Filing taxes can be a confusing and frustrating task for anyone. With so many forms, it is often difficult to know which one to use, and tax laws and requirements change from year to year. It is no wonder that every year thousands of taxpayers do not get the refund they deserve or owe the IRS money that they shouldn't. One of the main reasons for this is overlooked deductions. Many do not realise that things they pay for daily during the course of work are tax deductible. Each career or job comes with its own list of deductions. Truck drivers may be surprised to learn that even the costliest things, such as food and lodging, may be used to lower their tax liability.
Vehicle expenses may be deducted whether or not the truck driver owns the truck he or she is driving. If the driver owns the truck, he may deduct expenses such as fuel, maintenance and depreciation. If the driver does not own the truck, expenses including parking fees, tolls and standard mileage rates may be deducted. The standard mileage rate for business use of a vehicle for 2010 is 50 cents per mile (51 cents per mile for 2011).
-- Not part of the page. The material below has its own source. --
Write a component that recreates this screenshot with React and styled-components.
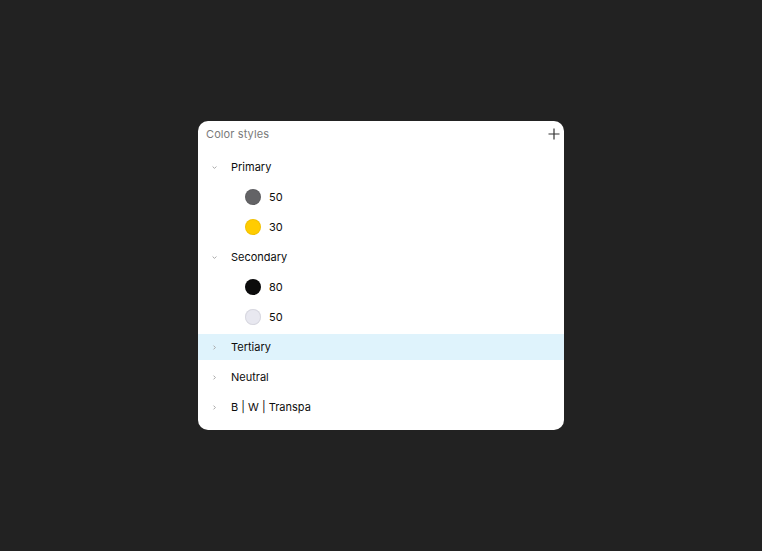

Local truck drivers usually cannot deduct travel expenses. However, many truck drivers are on the road for extended periods of time and incur travel expenses when making long-distance trips. The cost of lodging for these trips may be deducted. It is recommend that a driver keep a detailed log book of the total hours driven, miles travelled and the purpose of travel expenses. All receipts for these expenses should be kept in the log book in the event that the IRS asks for evidence of the driver's travel expense claim.
Everyone needs to eat. When driving long hours and making trips that can last weeks at a time, truck drivers often need to eat at restaurants and fast-food establishments while working. Rather than deducting actual expenses for the cost of meals, the standard meal allowance is used. This meal allowance varies by locality and changes yearly. For a detailed list of standard meal allowances, see IRS Publication 1542, "Per Diem Rates."
If a driver is required to wear a uniform by his or her employer, the cost of uniforms and related expenses may be deducted. In order to qualify for the deduction, uniforms must not be suitable for street wear. For example, if a driver is required to wear an Oxford shirt with the company logo and jeans while working, the cost of the shirt may be deducted but not the cost of the jeans. The cost of care and cleaning of uniforms also may be deducted. If a driver chooses to wear a uniform, but it is not required by his or her employer, uniform expenses may not be deducted.
Union and Professional Dues
It is common for truck drivers to be members of unions or other professional organisations. These memberships usually come with monthly or annual dues, which may be tax deductible. These dues can be deducted from the worker's paychecks or paid out of pocket. Any expenses paid to a recognised professional organisation that are not reimbursed by the driver's employer may be deducted.
The expenses listed above are some of the more common deductions for truck drivers. Other deductions include, but are not limited to, professional publication subscriptions, license fees, cargo losses, insurance premiums, occupational taxes and leasing fees (if the driver pays to lease a vehicle from the company). For a more detailed list of deductions, see your local tax preparer.